Il n'est pas envisagé, au moins dans un premier temps, d'étendre la mesure indistinctement à l'ensemble des Ehpad. Une dichotomie acceptée, momentanément, par l'AD-PA (Association des directeurs au service des personnes âgées). Pour Pascal Champvert, son président, interrogé par Europe 1 : "Que dans un premier temps, cela se passe dans les établissements concernés par le coronavirus, nous l'acceptons. Mais il faudra une deuxième étape, où l'on dépistera l'ensemble des personnes âgées et du personnel." L'AD-PA demande également l'extension du dépistage aux résidences services et aux résidences autonomie, mais aussi, au-delà, aux services d'aide à domicile (Saad), ce qui représenterait un total d'environ 20.000 structures.
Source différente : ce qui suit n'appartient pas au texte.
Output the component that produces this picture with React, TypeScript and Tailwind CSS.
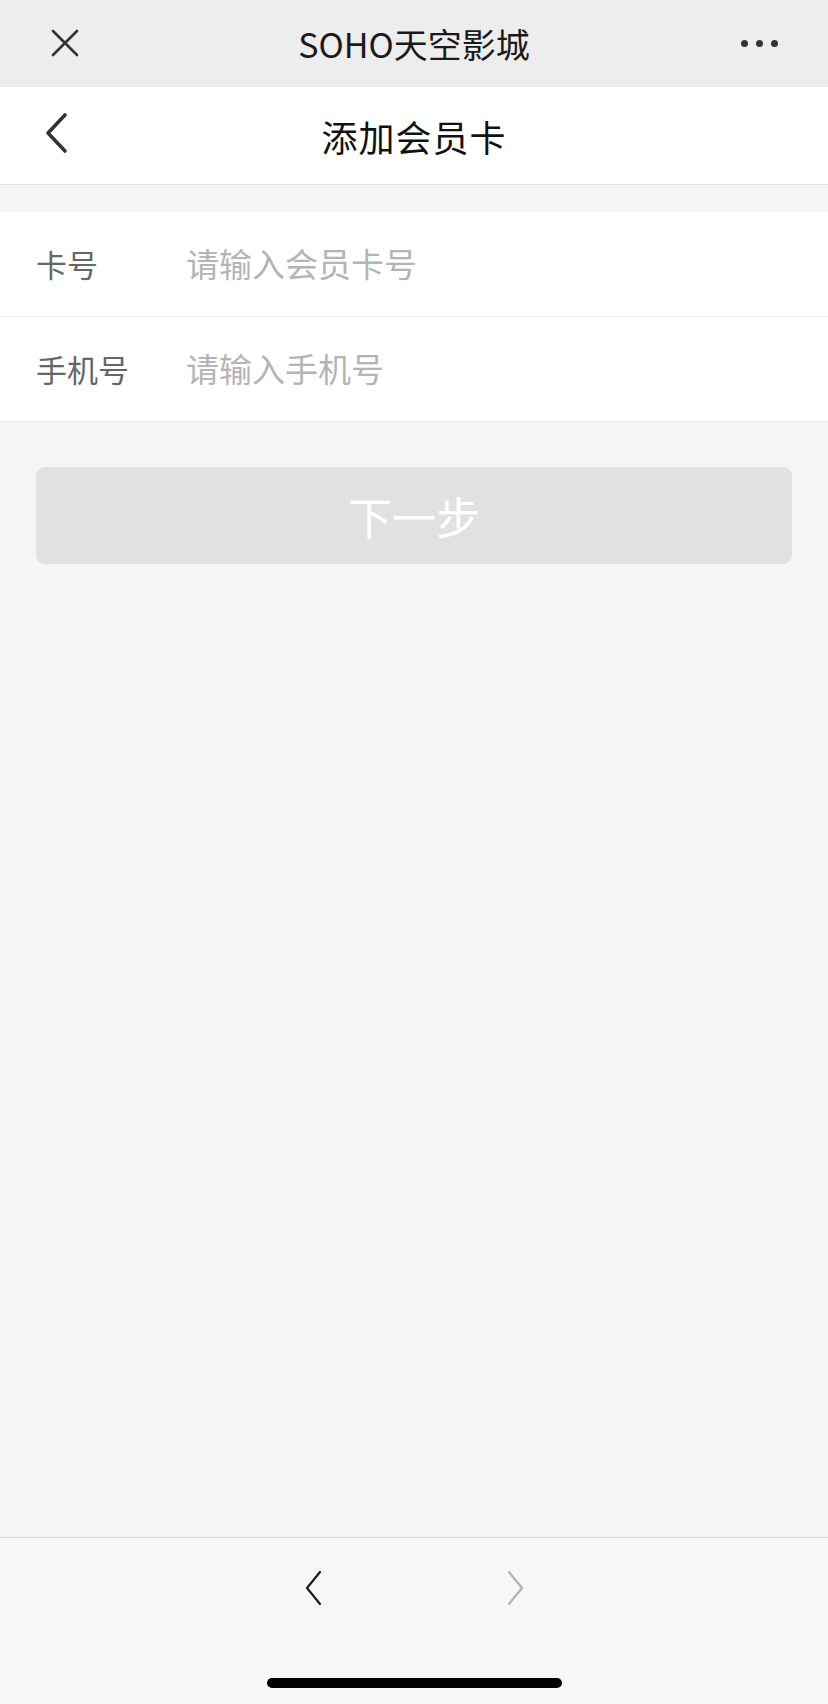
const font = { fontFamily: '"Noto Sans CJK SC", "Noto Sans", sans-serif' };

function Field({ label, placeholder }: { label: string; placeholder: string }) {
  return (
    <div className="flex items-center h-[105px] bg-white border-b border-[#ececec]">
      <span className="shrink-0 w-[186px] pl-[36px] text-[31px] text-[#666666]">{label}</span>
      <input
        className="flex-1 min-w-0 bg-transparent outline-none text-[33px] text-[#333] placeholder:text-[#b4b4b4]"
        placeholder={placeholder}
        style={font}
      />
    </div>
  );
}

export default function App() {
  return (
    <div className="flex flex-col h-[1704px] bg-[#f5f5f5]" style={font}>
      {/* wechat top bar */}
      <div className="relative flex items-center justify-center h-[87px] bg-[#ededed]">
        <svg className="absolute left-[51px] top-[29px]" width="28" height="28" viewBox="0 0 28 28">
          <path d="M2 2 L26 26 M26 2 L2 26" stroke="#333" strokeWidth="2.6" strokeLinecap="round" />
        </svg>
        <span className="text-[34px] leading-none text-[#1a1a1a]">SOHO天空影城</span>
        <div className="absolute right-[50px] top-[40px] flex gap-[8px]">
          <span className="w-[7px] h-[7px] rounded-full bg-[#333]" />
          <span className="w-[7px] h-[7px] rounded-full bg-[#333]" />
          <span className="w-[7px] h-[7px] rounded-full bg-[#333]" />
        </div>
      </div>

      {/* page nav */}
      <div className="relative flex items-center justify-center h-[98px] bg-white border-b border-[#e3e3e3]">
        <svg className="absolute left-[43px] top-[25px]" width="26" height="42" viewBox="0 0 26 42">
          <path d="M22 3 L5 21 L22 39" stroke="#333" strokeWidth="3.6" fill="none" strokeLinecap="round" strokeLinejoin="round" />
        </svg>
        <span className="text-[36px] text-[#111] tracking-[1px]">添加会员卡</span>
      </div>

      <div className="mt-[27px]">
        <Field label="卡号" placeholder="请输入会员卡号" />
        <Field label="手机号" placeholder="请输入手机号" />
      </div>

      <div className="px-[36px] mt-[45px]">
        <button className="w-full h-[97px] rounded-[9px] bg-[#e1e1e1] text-white text-[44px]" style={font}>
          下一步
        </button>
      </div>

      <div className="flex-1" />

      {/* bottom toolbar */}
      <div className="bg-[#f7f7f7] border-t border-[#d9d9d9] h-[167px] flex flex-col">
        <div className="flex items-center justify-center h-[100px] gap-[185px]">
          <svg width="18" height="36" viewBox="0 0 18 36">
            <path d="M16 2 L3 18 L16 34" stroke="#1a1a1a" strokeWidth="2.2" fill="none" strokeLinecap="round" strokeLinejoin="round" />
          </svg>
          <svg width="18" height="36" viewBox="0 0 18 36">
            <path d="M2 2 L15 18 L2 34" stroke="#b2b2b2" strokeWidth="2.2" fill="none" strokeLinecap="round" strokeLinejoin="round" />
          </svg>
        </div>
        <div className="flex justify-center mt-[40px]">
          <div className="w-[295px] h-[10px] rounded-full bg-black" />
        </div>
      </div>
    </div>
  );
}
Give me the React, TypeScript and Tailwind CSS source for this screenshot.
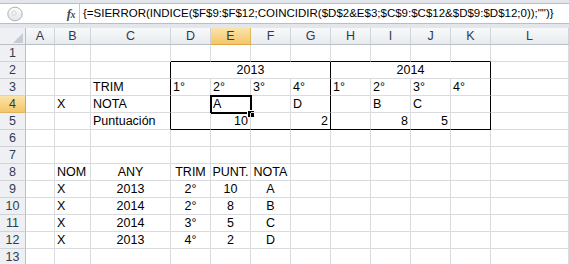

Un message à tous les présidents de conseils départementaux
Certaines collectivités n'avaient toutefois pas attendu cette généralisation pour procéder à des tests dans leurs Ehpad. À Montrouge (Hauts-de-Seine, 50.000 habitants) par exemple, la ville a fait procéder au dépistage de l'ensemble des résidents et des salariés. Autre exemple : deux jours avant la décision d'Olivier Véran, le département des Pyrénées-Atlantiques avait déjà annoncé son intention de lancer un dépistage massif dans les Ehpad, soit environ 12.000 personnes, mais aussi de l'étendre aux Saad et aux structures de l'aide sociale à l'enfance (ASE). Même chose à Paris, où Anne Hidalgo a annoncé le 5 avril dans une interview au Parisien, le lancement, dès cette semaine, de 8.000 tests auprès des résidents et des personnels des Ehpad (la capitale comptant au demeurant assez peu d'Ehpad).
Premiers concernés par les Ehpad, les départements sont en train de donner corps à l'engagement pris par Dominique Bussereau auprès d'Olivier Véran. L'ADF a fait passer, ce mercredi, un message à tous les présidents de conseils départementaux, expliquant que "totalement mobilisés auprès de nos concitoyens les plus fragiles et aux côtés de celles et ceux qui les accompagnent dans leur vie quotidienne, les départements vont apporter leur concours actif à cette action de grande ampleur" et demandant que "dans la situation absolument dramatique que traversent ces établissements, cette mesure cruciale [soit] mise en œuvre dans les délais les plus brefs possibles".
Dans ce message, l'ADF indique que "les départements volontaires attendent du cabinet du ministre de la Santé des précisions sur les modalités concrètes de mise en œuvre de cette opération". L'ADF leur adressera, dès réception, un kit méthodologique préparé "avec le concours des sociétés savantes". En attendant, "les départements souhaitant s'engager immédiatement dans cette opération le feront sans attendre". Dans cette opération, les laboratoires départementaux d'analyse, tout récemment autorisés à pratiquer le dépistage du Covid-19 (voir notre article ci-dessous du 6 avril 2020), pourraient bien être mis à contribution.